Sometimes solutions to differential equations can converge to an equilibrium path as time approaches infinity. Also, if you were given a second order differential equation and two different sets of y’(0) and y(0) starter information, it would be possible for those solutions to share the same basic path. As in, if you were to trace the trajectory backwards from one of the curves, you could find the other one’s starter point.
Is it possible to have a differential equation, with two different sets of starter information, and the solutions converging, however you can’t trace one trajectory backward to find the other starter information?
My thought is that if there was such a differential equation, with solutions that converge, but trajectories don’t share a path until equilibrium, it would have to be non-linear and higher than first order.
The van der pol oscillator would almost work as an example, because a lot of solutions from all different starting values converge on the limiting path. However, those solutions converge at infinity.
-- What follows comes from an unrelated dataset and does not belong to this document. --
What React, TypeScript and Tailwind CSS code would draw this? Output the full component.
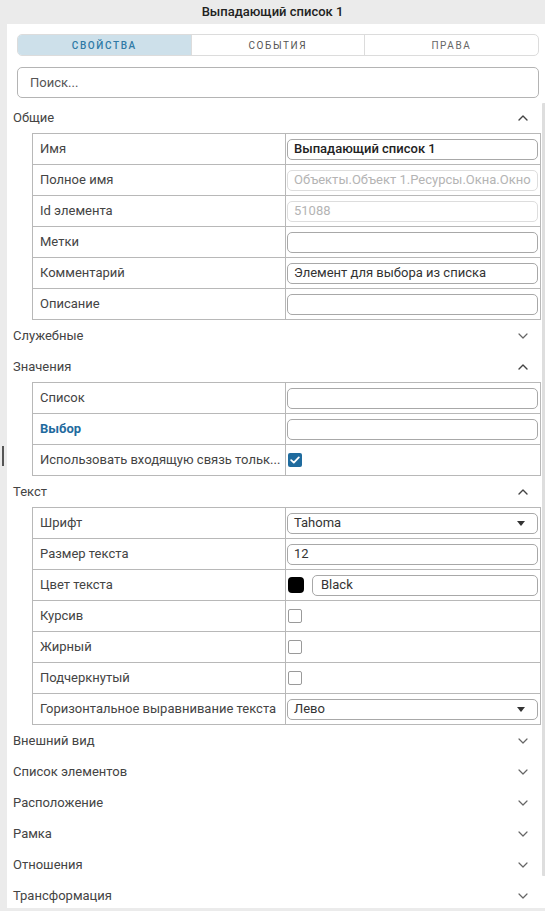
import React from "react";

const font = { fontFamily: "Roboto, 'Noto Sans', sans-serif" };

function ChevronUp() {
  return (
    <svg width="10" height="6" viewBox="0 0 10 6" fill="none">
      <polyline points="1,5 5,1 9,5" stroke="#444" strokeWidth="1.4" strokeLinecap="round" strokeLinejoin="round" />
    </svg>
  );
}

function ChevronDown() {
  return (
    <svg width="10" height="6" viewBox="0 0 10 6" fill="none">
      <polyline points="1,1 5,5 9,1" stroke="#666" strokeWidth="1.2" strokeLinecap="round" strokeLinejoin="round" />
    </svg>
  );
}

function Caret() {
  return (
    <svg width="8" height="5" viewBox="0 0 8 5">
      <polygon points="0,0 8,0 4,5" fill="#333" />
    </svg>
  );
}

type Cell =
  | { kind: "input"; value?: string; bold?: boolean; disabled?: boolean }
  | { kind: "select"; value: string }
  | { kind: "check"; checked?: boolean }
  | { kind: "color"; value: string };

type Row = { label: string; strong?: boolean; cell: Cell };

function Section({ title, open, rows }: { title: string; open?: boolean; rows?: Row[] }) {
  return (
    <div>
      <div className="h-[31px] flex items-center justify-between pl-[6px] pr-[13px]">
        <span className="text-[13px] text-[#444]">{title}</span>
        {open ? <ChevronUp /> : <ChevronDown />}
      </div>
      {open && rows && (
        <div className="ml-[25px] border border-[#b8b8b8]">
          {rows.map((r, i) => (
            <div
              key={r.label}
              className={`flex ${i > 0 ? "h-[31px] border-t border-[#b8b8b8]" : "h-[30px]"}`}
            >
              <div className="w-[252px] shrink-0 flex items-center pl-[7px] pr-1 overflow-hidden">
                <span
                  className={`text-[13px] whitespace-nowrap ${
                    r.strong ? "font-bold text-[#1f6b9e]" : "text-[#444]"
                  }`}
                >
                  {r.label}
                </span>
              </div>
              <div className="flex-1 border-l border-[#b8b8b8] flex items-center pl-[1px] pr-[2px]">
                <CellView cell={r.cell} />
              </div>
            </div>
          ))}
        </div>
      )}
    </div>
  );
}

function CellView({ cell }: { cell: Cell }) {
  if (cell.kind === "input") {
    return (
      <div
        className={`h-[21px] w-full rounded-[5px] border flex items-center px-[6px] ${
          cell.disabled ? "border-[#dddddd]" : "border-[#a8a8a8]"
        }`}
      >
        <span
          className={`text-[13px] whitespace-nowrap overflow-hidden ${
            cell.disabled ? "text-[#b4b4b4]" : cell.bold ? "font-medium text-[#222]" : "text-[#333]"
          }`}
        >
          {cell.value ?? ""}
        </span>
      </div>
    );
  }
  if (cell.kind === "select") {
    return (
      <div className="h-[21px] w-full rounded-[5px] border border-[#a8a8a8] flex items-center justify-between pl-[6px] pr-[12px]">
        <span className="text-[13px] text-[#333]">{cell.value}</span>
        <Caret />
      </div>
    );
  }
  if (cell.kind === "check") {
    return cell.checked ? (
      <div className="ml-[1px] w-[14px] h-[14px] rounded-[2px] bg-[#1f6b9e] flex items-center justify-center">
        <svg width="10" height="8" viewBox="0 0 10 8" fill="none">
          <polyline points="1.2,4.2 3.8,6.6 8.8,1.4" stroke="#fff" strokeWidth="1.8" strokeLinecap="round" strokeLinejoin="round" />
        </svg>
      </div>
    ) : (
      <div className="ml-[1px] w-[14px] h-[14px] rounded-[2px] border border-[#9a9a9a] bg-white" />
    );
  }
  return (
    <div className="w-full flex items-center gap-[8px]">
      <div className="w-[16px] h-[16px] rounded-[4px] bg-black shrink-0 ml-[1px]" />
      <div className="h-[21px] flex-1 rounded-[5px] border border-[#a8a8a8] flex items-center px-[8px]">
        <span className="text-[13px] text-[#333]">{cell.value}</span>
      </div>
    </div>
  );
}

const general: Row[] = [
  { label: "Имя", cell: { kind: "input", value: "Выпадающий список 1", bold: true } },
  { label: "Полное имя", cell: { kind: "input", value: "Объекты.Объект 1.Ресурсы.Окна.Окно", disabled: true } },
  { label: "Id элемента", cell: { kind: "input", value: "51088", disabled: true } },
  { label: "Метки", cell: { kind: "input" } },
  { label: "Комментарий", cell: { kind: "input", value: "Элемент для выбора из списка" } },
  { label: "Описание", cell: { kind: "input" } },
];

const values: Row[] = [
  { label: "Список", cell: { kind: "input" } },
  { label: "Выбор", strong: true, cell: { kind: "input" } },
  { label: "Использовать входящую связь тольк...", cell: { kind: "check", checked: true } },
];

const text: Row[] = [
  { label: "Шрифт", cell: { kind: "select", value: "Tahoma" } },
  { label: "Размер текста", cell: { kind: "input", value: "12" } },
  { label: "Цвет текста", cell: { kind: "color", value: "Black" } },
  { label: "Курсив", cell: { kind: "check" } },
  { label: "Жирный", cell: { kind: "check" } },
  { label: "Подчеркнутый", cell: { kind: "check" } },
  { label: "Горизонтальное выравнивание текста", cell: { kind: "select", value: "Лево" } },
];

export default function App() {
  return (
    <div className="w-[545px] h-[911px] bg-[#ebebeb] flex flex-col overflow-hidden" style={font}>
      <div className="h-[24px] shrink-0 flex items-center justify-center">
        <span className="text-[13px] font-medium text-[#222]">Выпадающий список 1</span>
      </div>
      <div className="flex-1 flex min-h-0">
        <div className="w-[7px] shrink-0 flex flex-col">
          <div className="mt-[422px] ml-[2px] w-[2px] h-[20px] bg-[#555]" />
        </div>
        <div className="flex-1 bg-white flex flex-col min-h-0 mb-[3px]">
          <div className="mt-[10px] ml-[10px] mr-[7px] h-[22px] flex rounded-[5px] border border-[#dcdcdc] overflow-hidden">
            <div className="flex-1 bg-[#cde0ea] flex items-center justify-center">
              <span className="text-[10px] font-medium tracking-[1.6px] text-[#2f7aa6]">СВОЙСТВА</span>
            </div>
            <div className="flex-1 border-l border-[#dcdcdc] flex items-center justify-center">
              <span className="text-[10px] tracking-[1.6px] text-[#555]">СОБЫТИЯ</span>
            </div>
            <div className="flex-1 border-l border-[#dcdcdc] flex items-center justify-center">
              <span className="text-[10px] tracking-[1.6px] text-[#666]">ПРАВА</span>
            </div>
          </div>
          <div className="mt-[11px] ml-[10px] mr-[7px] h-[31px] rounded-[5px] border border-[#b4b4b4] flex items-center px-[12px]">
            <span className="text-[13px] text-[#555]">Поиск...</span>
          </div>
          <div className="mt-[4px] flex-1 flex min-h-0">
            <div className="flex-1 overflow-hidden">
              <Section title="Общие" open rows={general} />
              <Section title="Служебные" />
              <Section title="Значения" open rows={values} />
              <Section title="Текст" open rows={text} />
              <Section title="Внешний вид" />
              <Section title="Список элементов" />
              <Section title="Расположение" />
              <Section title="Рамка" />
              <Section title="Отношения" />
              <Section title="Трансформация" />
            </div>
            <div className="w-[5px] shrink-0 pt-[1px] pl-[1px]">
              <div className="w-[4px] h-[773px] bg-[#dedede] rounded-l-[1px]" />
            </div>
          </div>
        </div>
      </div>
    </div>
  );
}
I am wondering if there is an example like that, but the solutions converge in finite time.
If you have autonomous diff eq, then any solutions that intersect the same $(y,y')$ coordinate, must completely overlap.
e.g.
$y'' - y = 0\\ y = A\sin \theta + B \cos\theta$
$y_1(0) = 0, y_1'(0) = 1\\ y = \sin\theta$
$y_2(0) = 1, y_2'(0) = 0\\ y_2 = \cos\theta$
$y_1(t) = y_2(t-\frac {\pi}2)$
But it would never be possible for $y_3(t) = 2 \sin t$ to have any point on the path have the same $(y,y')$ coordinate any $(y,y')$ coordinate of $y_1(t)$
One way to think about is that these equations can be "run backward" so if you ever end up at the same place, you must have come along the same path.
If you have a non-autonomous equation, however, different rules apply and you can arrive at the same $(y,y')$ at different times and then head off in different directions.